What is the purpose of the learning rate in gradient descent training?
The learning rate determines how big a step is taken on each iteration of gradient descent training. A higher learning rate may result in faster convergence, but it can also lead to overshooting the optimal solution. On the other hand, a smaller learning rate may take longer to converge but can sometimes lead to more accurate results.
What are the different variations of gradient descent training?
There are several variations of gradient descent training, including:
- Batch gradient descent: Updates the parameters using the average gradient computed over the entire training dataset.
- Stochastic gradient descent: Updates the parameters using the gradient computed for each individual training example.
- Mini-batch gradient descent: Updates the parameters using the gradient computed on a randomly selected subset of the training dataset.
What is the relationship between batch size and convergence speed in gradient descent training?
The batch size, in the context of gradient descent training, refers to the number of training examples used to compute the gradient for each parameter update. In general, smaller batch sizes can result in faster convergence due to more frequent parameter updates. However, larger batch sizes may provide more stable estimates of the gradient, leading to better generalization. The choice of batch size depends on the specific problem and available computational resources.

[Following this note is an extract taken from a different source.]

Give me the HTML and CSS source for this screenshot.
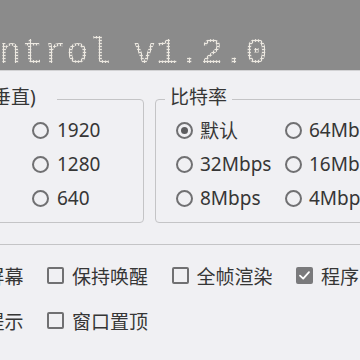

What are the advantages and disadvantages of gradient descent training?
Advantages:
- Gradient descent training is a widely used and well-understood optimization algorithm.

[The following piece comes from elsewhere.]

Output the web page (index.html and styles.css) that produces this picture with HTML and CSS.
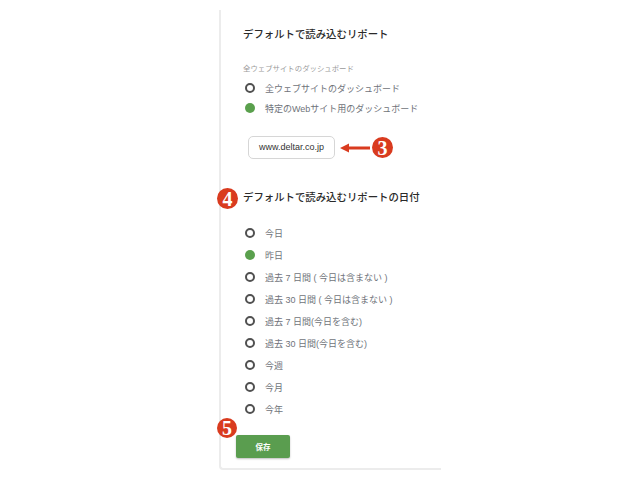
FILE: index.html
```html
<!DOCTYPE html>
<html lang="ja">
<head>
<meta charset="utf-8">
<link rel="stylesheet" href="styles.css">
</head>
<body>
<div class="card">
  <h2 class="title">デフォルトで読み込むリポート</h2>
  <div class="sublabel">全ウェブサイトのダッシュボード</div>
  <ul class="radios">
    <li class="row"><span class="radio"></span><span>全ウェブサイトのダッシュボード</span></li>
    <li class="row"><span class="radio on"></span><span>特定のWebサイト用のダッシュボード</span></li>
  </ul>
  <div class="urlrow">
    <div class="input">www.deltar.co.jp</div>
    <svg class="arrow" width="30" height="10" viewBox="0 0 30 10"><path d="M0 5 L9 0.5 L9 3.6 L30 3.6 L30 6.4 L9 6.4 L9 9.5 Z" fill="#d93b1f"/></svg>
    <span class="badge">3</span>
  </div>
  <h2 class="title title2"><span class="badge badge-abs b4">4</span>デフォルトで読み込むリポートの日付</h2>
  <ul class="radios dates">
    <li class="row"><span class="radio"></span><span>今日</span></li>
    <li class="row"><span class="radio on"></span><span>昨日</span></li>
    <li class="row"><span class="radio"></span><span>過去 7 日間 ( 今日は含まない )</span></li>
    <li class="row"><span class="radio"></span><span>過去 30 日間 ( 今日は含まない )</span></li>
    <li class="row"><span class="radio"></span><span>過去 7 日間(今日を含む)</span></li>
    <li class="row"><span class="radio"></span><span>過去 30 日間(今日を含む)</span></li>
    <li class="row"><span class="radio"></span><span>今週</span></li>
    <li class="row"><span class="radio"></span><span>今月</span></li>
    <li class="row"><span class="radio"></span><span>今年</span></li>
  </ul>
  <div class="btnwrap">
    <span class="badge badge-abs b5">5</span>
    <button class="save">保存</button>
  </div>
</div>
</body>
</html>
```

FILE: styles.css
```css
html, body {
  margin: 0;
  padding: 0;
  background: #ffffff;
}
body {
  font-family: "Liberation Sans", "Noto Sans CJK JP", sans-serif;
  width: 640px;
  height: 480px;
  overflow: hidden;
}
.card {
  margin: 10px 0 0 219px;
  width: 222px;
  border-left: 2px solid #ececec;
  border-bottom: 2px solid #ececec;
  border-bottom-left-radius: 4px;
  padding: 18px 0 10px 22px;
  box-sizing: border-box;
  background: #fff;
}
.title {
  margin: 0;
  font-size: 10.4px;
  line-height: 14px;
  font-weight: 500;
  color: #2a2a2a;
  white-space: nowrap;
  position: relative;
}
.sublabel {
  margin-top: 22px;
  font-size: 7.4px;
  line-height: 10px;
  color: #9a9a9a;
}
.radios {
  list-style: none;
  margin: 4px 0 0 2px;
  padding: 0;
}
.row {
  display: flex;
  align-items: center;
  gap: 10px;
  height: 20px;
  font-size: 9px;
  color: #6f737a;
  white-space: nowrap;
}
.dates {
  margin-top: 17px;
}
.dates .row {
  height: 22px;
}
.radio {
  width: 10px;
  height: 10px;
  box-sizing: border-box;
  border: 2px solid #505050;
  border-radius: 50%;
  flex: none;
}
.radio.on {
  border: none;
  background: #5aa04d;
}
.urlrow {
  display: flex;
  align-items: center;
  margin: 18px 0 0 5px;
}
.input {
  width: 87px;
  height: 23px;
  box-sizing: border-box;
  border: 1px solid #d6d6d6;
  border-radius: 5px;
  font-size: 9px;
  line-height: 21px;
  text-align: center;
  color: #333;
}
.arrow {
  margin-left: 5px;
  flex: none;
}
.badge {
  display: inline-flex;
  align-items: center;
  justify-content: center;
  width: 21px;
  height: 21px;
  border-radius: 50%;
  background: #d93b1f;
  color: #fff;
  font-family: "Liberation Serif", serif;
  font-weight: bold;
  font-size: 20px;
  line-height: 1;
  margin-left: 2px;
  flex: none;
}
.badge-abs {
  position: absolute;
  margin: 0;
}
.title2 {
  margin-top: 32px;
}
.b4 {
  left: -26px;
  top: -3px;
}
.btnwrap {
  position: relative;
  margin: 15px 0 0 -7px;
}
.b5 {
  left: -19px;
  top: -17px;
  width: 20px;
  height: 20px;
}
.save {
  display: block;
  width: 54px;
  height: 23px;
  border: none;
  border-radius: 2px;
  background: #5a9d4f;
  color: #fff;
  font-family: "Liberation Sans", "Noto Sans CJK JP", sans-serif;
  font-size: 7.5px;
  font-weight: bold;
  padding: 0;
  box-shadow: 0 1px 2px rgba(0,0,0,0.25);
}
```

- It can handle large datasets efficiently by using batch or mini-batch updates.
- It is applicable to a wide range of machine learning models.
Disadvantages:
- Gradient descent training can get stuck in local minima, potentially yielding suboptimal solutions.
- Its convergence depends heavily on the choice of learning rate and initialization of parameters.

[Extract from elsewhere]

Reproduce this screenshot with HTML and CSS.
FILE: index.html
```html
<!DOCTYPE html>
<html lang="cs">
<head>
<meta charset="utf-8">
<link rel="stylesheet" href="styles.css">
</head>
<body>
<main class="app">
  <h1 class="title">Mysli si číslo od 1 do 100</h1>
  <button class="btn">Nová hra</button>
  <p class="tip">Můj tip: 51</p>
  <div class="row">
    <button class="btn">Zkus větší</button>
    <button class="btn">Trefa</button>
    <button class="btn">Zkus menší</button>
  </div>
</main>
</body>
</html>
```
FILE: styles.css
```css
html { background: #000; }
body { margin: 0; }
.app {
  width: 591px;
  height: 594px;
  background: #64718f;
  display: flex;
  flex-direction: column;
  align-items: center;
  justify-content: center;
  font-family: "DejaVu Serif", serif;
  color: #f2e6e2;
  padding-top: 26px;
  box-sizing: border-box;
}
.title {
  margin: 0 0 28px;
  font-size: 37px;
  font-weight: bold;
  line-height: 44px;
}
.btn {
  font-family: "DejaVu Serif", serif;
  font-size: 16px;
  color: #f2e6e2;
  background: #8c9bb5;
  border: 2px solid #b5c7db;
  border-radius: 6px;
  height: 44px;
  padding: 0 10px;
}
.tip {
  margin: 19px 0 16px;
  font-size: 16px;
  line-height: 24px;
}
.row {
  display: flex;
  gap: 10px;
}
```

- It may require significant computational resources for training complex models.
How can gradient descent training be improved?
Some techniques to improve gradient descent training include:
- Using adaptive learning rates, such as AdaGrad or Adam.
- Applying regularization techniques, such as L1 or L2 regularization.
- Initializing the parameters using techniques like Xavier or He initialization.
- Using different variants of gradient descent, such as momentum or RMSprop.
What are the other commonly used optimization algorithms in machine learning?
Aside from gradient descent, other commonly used optimization algorithms in machine learning include:
- Newton’s method
- Conjugate gradient method
- Quasi-Newton methods (e.g., BFGS, L-BFGS)
- Nesterov accelerated gradient
How does gradient descent training relate to deep learning?
Gradient descent training is a fundamental optimization algorithm used in deep learning. It is crucial for training deep neural networks, which typically have millions or even billions of parameters. The availability of large-scale labeled datasets and advancements in hardware acceleration has made gradient descent training an integral part of modern deep learning workflows.